--- begin ---

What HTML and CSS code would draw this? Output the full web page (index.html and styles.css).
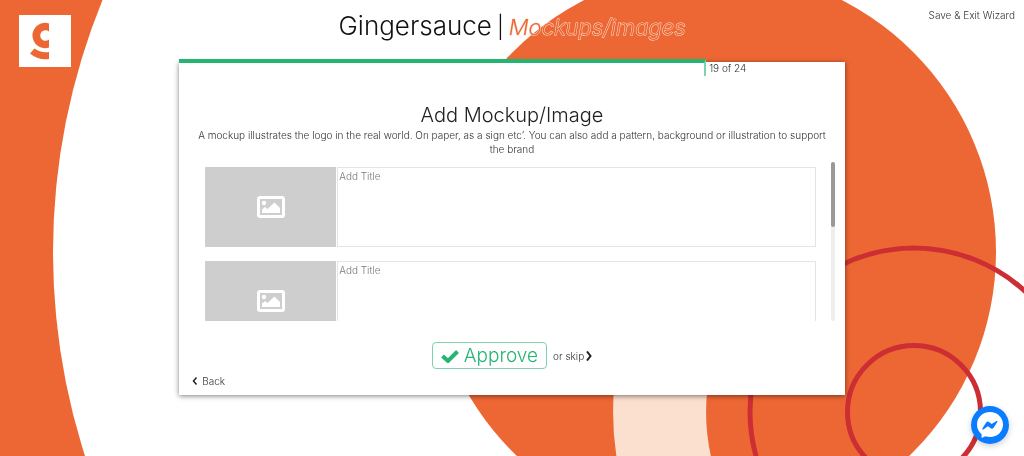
FILE: index.html
```
<!DOCTYPE html>
<html lang="en">
  <head>
    <meta charset="UTF-8">
    <meta name="viewport" content="width=device-width, initial-scale=1.0">
    <title>Gingersauce | Mockups/images</title>
    <link rel="stylesheet" href="styles.css">
  </head>
  <body>
    <svg class="background" viewBox="0 0 1024 456" preserveAspectRatio="xMidYMid slice" aria-hidden="true">
      <rect width="1024" height="456" fill="#ed6734"/>
      <circle cx="719" cy="252" r="666" fill="#fff"/>
      <circle cx="713" cy="252" r="283" fill="#ed6734"/>
      <path d="M665 360A254.500 254.500 0 0 0 914 666.500" fill="none" stroke="#fbdfcf" stroke-width="93"/>
      <circle cx="914" cy="412" r="164" fill="none" stroke="#cc2e33" stroke-width="5"/>
      <circle cx="914" cy="412" r="66.500" fill="none" stroke="#cc2e33" stroke-width="5"/>
    </svg>

    <header class="header">
      <a class="logo" href="#" aria-label="Gingersauce">
        <svg viewBox="0 0 52 52">
          <path d="M30 8.400A12.700 12.700 0 1 0 30 32.600V24.500A5.300 5.300 0 1 1 30 16.500Z" fill="#ed6734"/>
          <path d="M15.500 33.500Q21.500 38 30 37V44Q19 45.500 11 38.500Z" fill="#ed6734"/>
        </svg>
      </a>
      <h1 class="title">Gingersauce <span>|</span> <em>Mockups/images</em></h1>
      <a class="exit" href="#">Save &amp; Exit Wizard</a>
    </header>

    <main class="card">
      <div class="progress">
        <div class="progress-bar" style="width: 79.17%"></div>
        <span class="progress-text">19 of 24</span>
      </div>

      <h2>Add Mockup/Image</h2>
      <p class="description">A mockup illustrates the logo in the real world. On paper, as a sign etc’. You can also add a pattern, background or illustration to support the brand</p>

      <div class="scroll-area">
        <div class="list">
          <div class="item">
            <button class="thumb" type="button" aria-label="Add image">
              <svg viewBox="0 0 28 22"><use href="#picture"/></svg>
            </button>
            <textarea placeholder="Add Title" aria-label="Title"></textarea>
          </div>
          <div class="item">
            <button class="thumb" type="button" aria-label="Add image">
              <svg viewBox="0 0 28 22"><use href="#picture"/></svg>
            </button>
            <textarea placeholder="Add Title" aria-label="Title"></textarea>
          </div>
          <div class="item">
            <button class="thumb" type="button" aria-label="Add image">
              <svg viewBox="0 0 28 22"><use href="#picture"/></svg>
            </button>
            <textarea placeholder="Add Title" aria-label="Title"></textarea>
          </div>
          <div class="item">
            <button class="thumb" type="button" aria-label="Add image">
              <svg viewBox="0 0 28 22"><use href="#picture"/></svg>
            </button>
            <textarea placeholder="Add Title" aria-label="Title"></textarea>
          </div>
        </div>
        <div class="scrollbar"><div class="scrollbar-thumb"></div></div>
      </div>

      <div class="actions">
        <button class="approve" type="button">
          <svg viewBox="0 0 18 14"><path d="M1.500 7L7 12L16.500 2.500" fill="none" stroke="#26b473" stroke-width="4"/></svg>
          Approve
        </button>
        <a class="skip" href="#">or skip
          <svg viewBox="0 0 6 10"><path d="M1 0.500L4.500 5L1 9.500" fill="none" stroke="#222" stroke-width="2"/></svg>
        </a>
      </div>

      <a class="back" href="#">
        <svg viewBox="0 0 6 8"><path d="M4.500 0.500L1.500 4L4.500 7.500" fill="none" stroke="#222" stroke-width="1.500"/></svg>
        Back
      </a>
    </main>

    <button class="messenger" type="button" aria-label="Messenger">
      <svg viewBox="0 0 38 38">
        <circle cx="19" cy="19" r="19" fill="#0a7cff"/>
        <path d="M19 6C11.500 6 6 11.500 6 18.500C6 22.500 7.800 26 10.600 28.200V32L14.300 30.200C15.800 30.700 17.400 31 19 31C26.500 31 32 25.500 32 18.500C32 11.500 26.500 6 19 6Z" fill="#fff"/>
        <path d="M11.300 22.600L15.200 16.500Q16.400 14.900 18 16L20.700 18.100L25.500 15.100Q27 14.500 26.300 16L22.600 21.700Q21.300 23.300 19.700 22.200L16.900 20.200L12.400 23.500Q11 24 11.300 22.600Z" fill="#0a7cff"/>
      </svg>
    </button>

    <svg class="symbols" aria-hidden="true">
      <symbol id="picture" viewBox="0 0 28 22">
        <rect x="1.500" y="1.500" width="25" height="19" rx="1.500" fill="none" stroke="#fff" stroke-width="3"/>
        <circle cx="7" cy="7" r="2.200" fill="#fff"/>
        <path d="M5 17V13.500L8 11L10.500 13L17.500 6.500L23 12V17Z" fill="#fff"/>
      </symbol>
    </svg>
  </body>
</html>
```
FILE: styles.css
```
* {
  box-sizing: border-box;
}
body {
  margin: 0;
  min-height: 100vh;
  overflow-x: hidden;
  font-family: Inter, "Open Sans", sans-serif;
  font-size: 10px;
  font-weight: 300;
  color: #333;
}
a {
  color: inherit;
  text-decoration: none;
}
button {
  padding: 0;
  border: 0;
  font: inherit;
  cursor: pointer;
}
svg {
  display: block;
}
.background {
  position: fixed;
  top: 0;
  left: 0;
  width: 100%;
  height: 100%;
  z-index: -1;
}
.symbols {
  position: absolute;
  width: 0;
  height: 0;
}

/* header */
.header {
  display: grid;
  grid-template-columns: 1fr auto 1fr;
  align-items: start;
  height: 62px;
  padding: 8px 9px 0;
}
.logo {
  width: 52px;
  height: 52px;
  margin: 7px 0 0 10px;
  background-color: #fff;
}
.title {
  display: flex;
  gap: 5px;
  align-items: baseline;
  margin: 0;
  font-size: 26px;
  font-weight: 300;
  line-height: 36px;
  color: #111;
}
.title span {
  font-size: 22px;
}
.title em {
  font-size: 22px;
  color: #ed6734;
  -webkit-text-stroke: 1px #fbdfcf;
  paint-order: stroke fill;
}
.exit {
  justify-self: end;
  line-height: 14px;
}

/* wizard card */
.card {
  width: 65%;
  margin: 0 auto;
  padding-bottom: 7px;
  background-color: #fff;
  box-shadow: 0 1px 5px rgba(0, 0, 0, 0.5);
}
.progress {
  display: flex;
  height: 42px;
}
.progress-bar {
  height: 17px;
  margin-top: -3px;
  border-top: 4px solid #26b473;
  border-right: 2px solid #7fd3ac;
}
.progress-text {
  padding-left: 3px;
  line-height: 13px;
}
h2 {
  margin: 0;
  font-size: 20px;
  font-weight: 300;
  line-height: 22px;
  text-align: center;
  color: #222;
}
.description {
  margin: 2px 16px 0;
  line-height: 14px;
  text-align: center;
}
.scroll-area {
  display: flex;
  height: 159px;
  margin: 6px 10px 0 26px;
}
.list {
  flex: 1;
  padding: 5px 15px 8px 0;
  overflow-y: auto;
  scrollbar-width: none;
}
.scrollbar {
  width: 4px;
  border-radius: 2px;
  background-color: #eee;
}
.scrollbar-thumb {
  height: 41%;
  border-radius: 2px;
  background-color: #999;
}
.item {
  display: flex;
  gap: 1px;
  height: 80px;
  margin-bottom: 14px;
}
.thumb {
  display: flex;
  flex: 0 0 131px;
  align-items: center;
  justify-content: center;
  background-color: #cecece;
}
.thumb svg {
  width: 28px;
  height: 22px;
}
textarea {
  flex: 1;
  padding: 1px;
  border: 1px solid #e4e4e4;
  font: inherit;
  line-height: 14px;
  resize: none;
}
textarea::placeholder {
  color: #777;
}

/* buttons */
.actions {
  display: flex;
  align-items: center;
  justify-content: center;
  gap: 6px;
  margin-top: 21px;
}
.approve {
  display: flex;
  align-items: center;
  gap: 5px;
  height: 27px;
  padding: 0 8px;
  border: 1px solid #7fd3ac;
  border-radius: 4px;
  background-color: #fff;
  font-size: 19px;
  color: #26b473;
}
.approve svg {
  width: 18px;
  height: 14px;
}
.skip {
  display: flex;
  align-items: center;
  gap: 2px;
}
.skip svg {
  width: 6px;
  height: 10px;
}
.back {
  display: inline-flex;
  align-items: center;
  gap: 4px;
  margin: 5px 0 0 13px;
  line-height: 14px;
}
.back svg {
  width: 6px;
  height: 8px;
}

.messenger {
  position: fixed;
  right: 15px;
  bottom: 12px;
  width: 38px;
  height: 38px;
  border-radius: 50%;
  background: none;
  box-shadow: 0 2px 6px rgba(0, 0, 0, 0.2);
}
```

--- end ---

** TASK INSTRUCTIONS **
Count the lines in which the string "html" appears, then report only that figure.

** ANSWER TO THIS PROBLEM **
5